**Material provided:**

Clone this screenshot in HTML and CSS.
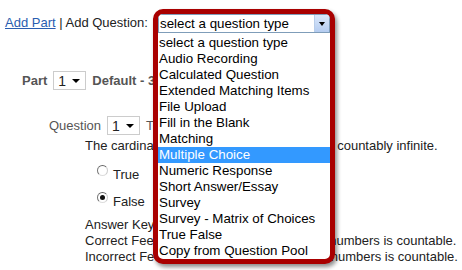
FILE: index.html
```html
<!DOCTYPE html>
<html>
<head>
<meta charset="utf-8">
<title>Add Question</title>
<link rel="stylesheet" href="styles.css">
</head>
<body>

<div class="toolbar"><a href="#">Add Part</a> | Add Question:</div>

<div class="part-row">
  <span class="bold">Part</span>
  <span class="mini-select">1<span class="caret"></span></span>
  <span class="bold">Default - 3 questions</span>
</div>

<div class="question-row">
  <span>Question</span>
  <span class="mini-select">1<span class="caret"></span></span>
  <span>True False</span>
</div>

<div class="question-body">
  <p class="prompt">The cardinality of the set of real numbers is countably infinite.</p>
  <div class="option"><span class="radio"></span><span class="option-text">True</span></div>
  <div class="option"><span class="radio checked"></span><span class="option-text">False</span></div>
  <div class="feedback">
    Answer Key: False<br>
    Correct Feedback: Only the set of rational numbers is countable.<br>
    Incorrect Feedback: No, the set of rational numbers is countable.
  </div>
</div>

<!-- highlighted dropdown, drawn over the page -->
<div class="callout">
  <div class="qselect">
    <span class="qselect-text">select a question type</span>
    <span class="qselect-btn"><span class="caret"></span></span>
  </div>
  <ul class="qlist">
    <li>select a question type</li>
    <li>Audio Recording</li>
    <li>Calculated Question</li>
    <li>Extended Matching Items</li>
    <li>File Upload</li>
    <li>Fill in the Blank</li>
    <li>Matching</li>
    <li class="active">Multiple Choice</li>
    <li>Numeric Response</li>
    <li>Short Answer/Essay</li>
    <li>Survey</li>
    <li>Survey - Matrix of Choices</li>
    <li>True False</li>
    <li>Copy from Question Pool</li>
  </ul>
</div>

</body>
</html>
```

FILE: styles.css
```css
body {
  margin: 0;
  font-family: "Liberation Sans", Arial, sans-serif;
  font-size: 13px;
  line-height: 16px;
  color: #222;
  background-color: white;
}

a {
  color: #2a5db0;
}

.bold {
  font-weight: bold;
}

.toolbar {
  padding: 15px 0 0 5px;
  height: 16px;
}

.part-row, .question-row {
  display: flex;
  align-items: center;
  gap: 6px;
  height: 19px;
  color: #555;
}

.part-row {
  margin-top: 40px;
  padding-left: 22px;
}

.question-row {
  margin-top: 26px;
  padding-left: 49px;
}

.mini-select {
  display: flex;
  align-items: center;
  justify-content: space-between;
  width: 33px;
  height: 19px;
  box-sizing: border-box;
  border: 1px solid #ccc;
  padding: 0 5px 0 4px;
  font-size: 14px;
  color: #222;
  font-weight: normal;
}

.caret {
  width: 0;
  height: 0;
  border-left: 4px solid transparent;
  border-right: 4px solid transparent;
  border-top: 4px solid #000;
}

.prompt {
  margin: 3px 0 0;
  padding-left: 85px;
}

.option {
  display: flex;
  align-items: flex-start;
  height: 27px;
  padding-left: 97px;
}

.radio {
  width: 11px;
  height: 11px;
  box-sizing: border-box;
  margin: 11px 5px 0 0;
  border-radius: 50%;
  border: 1px solid;
  border-color: #666 #ccc #ddd #777;
  background: #fff;
  position: relative;
}

.radio.checked::after {
  content: "";
  position: absolute;
  left: 2px;
  top: 2px;
  width: 5px;
  height: 5px;
  border-radius: 50%;
  background: #111;
}

.option-text {
  margin-top: 13px;
}

.feedback {
  margin-top: 9px;
  padding-left: 85px;
  white-space: nowrap;
}

/* the red callout with the open question type list */
.callout {
  position: absolute;
  left: 153px;
  top: 9px;
  width: 172px;
  height: 245px;
  border: 5px solid #a90000;
  border-radius: 10px;
  background: #fff;
  box-shadow: 2px 3px 4px rgba(0, 0, 0, 0.45);
  font-size: 13.33px;
  color: #000;
  overflow: hidden;
}

.qselect {
  display: flex;
  align-items: center;
  height: 19px;
  box-sizing: border-box;
  border: 1px solid #7f9db9;
}

.qselect-text {
  flex: 1;
  padding-left: 1px;
}

.qselect-btn {
  display: flex;
  align-items: center;
  justify-content: center;
  width: 14px;
  height: 17px;
  border-left: 1px solid #b8cdea;
  background: linear-gradient(#dbe8fb, #b4ccf0);
}

.qselect-btn .caret {
  border-left-width: 3.5px;
  border-right-width: 3.5px;
}

.qlist {
  list-style: none;
  margin: 2px 0 0;
  padding: 0;
}

.qlist li {
  height: 16px;
  line-height: 16px;
  padding-left: 1px;
  white-space: nowrap;
}

.qlist li.active {
  background: #3399ff;
  color: #fff;
}
```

**Given problem:**
Images in the data above are to be skipped. Retype all other material exactly.

**Worked answer:**
Clone this screenshot in HTML and CSS.
FILE: index.html
```html
<!DOCTYPE html>
<html>
<head>
<meta charset="utf-8">
<title>Add Question</title>
<link rel="stylesheet" href="styles.css">
</head>
<body>

<div class="toolbar"><a href="#">Add Part</a> | Add Question:</div>

<div class="part-row">
  <span class="bold">Part</span>
  <span class="mini-select">1<span class="caret"></span></span>
  <span class="bold">Default - 3 questions</span>
</div>

<div class="question-row">
  <span>Question</span>
  <span class="mini-select">1<span class="caret"></span></span>
  <span>True False</span>
</div>

<div class="question-body">
  <p class="prompt">The cardinality of the set of real numbers is countably infinite.</p>
  <div class="option"><span class="radio"></span><span class="option-text">True</span></div>
  <div class="option"><span class="radio checked"></span><span class="option-text">False</span></div>
  <div class="feedback">
    Answer Key: False<br>
    Correct Feedback: Only the set of rational numbers is countable.<br>
    Incorrect Feedback: No, the set of rational numbers is countable.
  </div>
</div>

<!-- highlighted dropdown, drawn over the page -->
<div class="callout">
  <div class="qselect">
    <span class="qselect-text">select a question type</span>
    <span class="qselect-btn"><span class="caret"></span></span>
  </div>
  <ul class="qlist">
    <li>select a question type</li>
    <li>Audio Recording</li>
    <li>Calculated Question</li>
    <li>Extended Matching Items</li>
    <li>File Upload</li>
    <li>Fill in the Blank</li>
    <li>Matching</li>
    <li class="active">Multiple Choice</li>
    <li>Numeric Response</li>
    <li>Short Answer/Essay</li>
    <li>Survey</li>
    <li>Survey - Matrix of Choices</li>
    <li>True False</li>
    <li>Copy from Question Pool</li>
  </ul>
</div>

</body>
</html>
```

FILE: styles.css
```css
body {
  margin: 0;
  font-family: "Liberation Sans", Arial, sans-serif;
  font-size: 13px;
  line-height: 16px;
  color: #222;
  background-color: white;
}

a {
  color: #2a5db0;
}

.bold {
  font-weight: bold;
}

.toolbar {
  padding: 15px 0 0 5px;
  height: 16px;
}

.part-row, .question-row {
  display: flex;
  align-items: center;
  gap: 6px;
  height: 19px;
  color: #555;
}

.part-row {
  margin-top: 40px;
  padding-left: 22px;
}

.question-row {
  margin-top: 26px;
  padding-left: 49px;
}

.mini-select {
  display: flex;
  align-items: center;
  justify-content: space-between;
  width: 33px;
  height: 19px;
  box-sizing: border-box;
  border: 1px solid #ccc;
  padding: 0 5px 0 4px;
  font-size: 14px;
  color: #222;
  font-weight: normal;
}

.caret {
  width: 0;
  height: 0;
  border-left: 4px solid transparent;
  border-right: 4px solid transparent;
  border-top: 4px solid #000;
}

.prompt {
  margin: 3px 0 0;
  padding-left: 85px;
}

.option {
  display: flex;
  align-items: flex-start;
  height: 27px;
  padding-left: 97px;
}

.radio {
  width: 11px;
  height: 11px;
  box-sizing: border-box;
  margin: 11px 5px 0 0;
  border-radius: 50%;
  border: 1px solid;
  border-color: #666 #ccc #ddd #777;
  background: #fff;
  position: relative;
}

.radio.checked::after {
  content: "";
  position: absolute;
  left: 2px;
  top: 2px;
  width: 5px;
  height: 5px;
  border-radius: 50%;
  background: #111;
}

.option-text {
  margin-top: 13px;
}

.feedback {
  margin-top: 9px;
  padding-left: 85px;
  white-space: nowrap;
}

/* the red callout with the open question type list */
.callout {
  position: absolute;
  left: 153px;
  top: 9px;
  width: 172px;
  height: 245px;
  border: 5px solid #a90000;
  border-radius: 10px;
  background: #fff;
  box-shadow: 2px 3px 4px rgba(0, 0, 0, 0.45);
  font-size: 13.33px;
  color: #000;
  overflow: hidden;
}

.qselect {
  display: flex;
  align-items: center;
  height: 19px;
  box-sizing: border-box;
  border: 1px solid #7f9db9;
}

.qselect-text {
  flex: 1;
  padding-left: 1px;
}

.qselect-btn {
  display: flex;
  align-items: center;
  justify-content: center;
  width: 14px;
  height: 17px;
  border-left: 1px solid #b8cdea;
  background: linear-gradient(#dbe8fb, #b4ccf0);
}

.qselect-btn .caret {
  border-left-width: 3.5px;
  border-right-width: 3.5px;
}

.qlist {
  list-style: none;
  margin: 2px 0 0;
  padding: 0;
}

.qlist li {
  height: 16px;
  line-height: 16px;
  padding-left: 1px;
  white-space: nowrap;
}

.qlist li.active {
  background: #3399ff;
  color: #fff;
}
```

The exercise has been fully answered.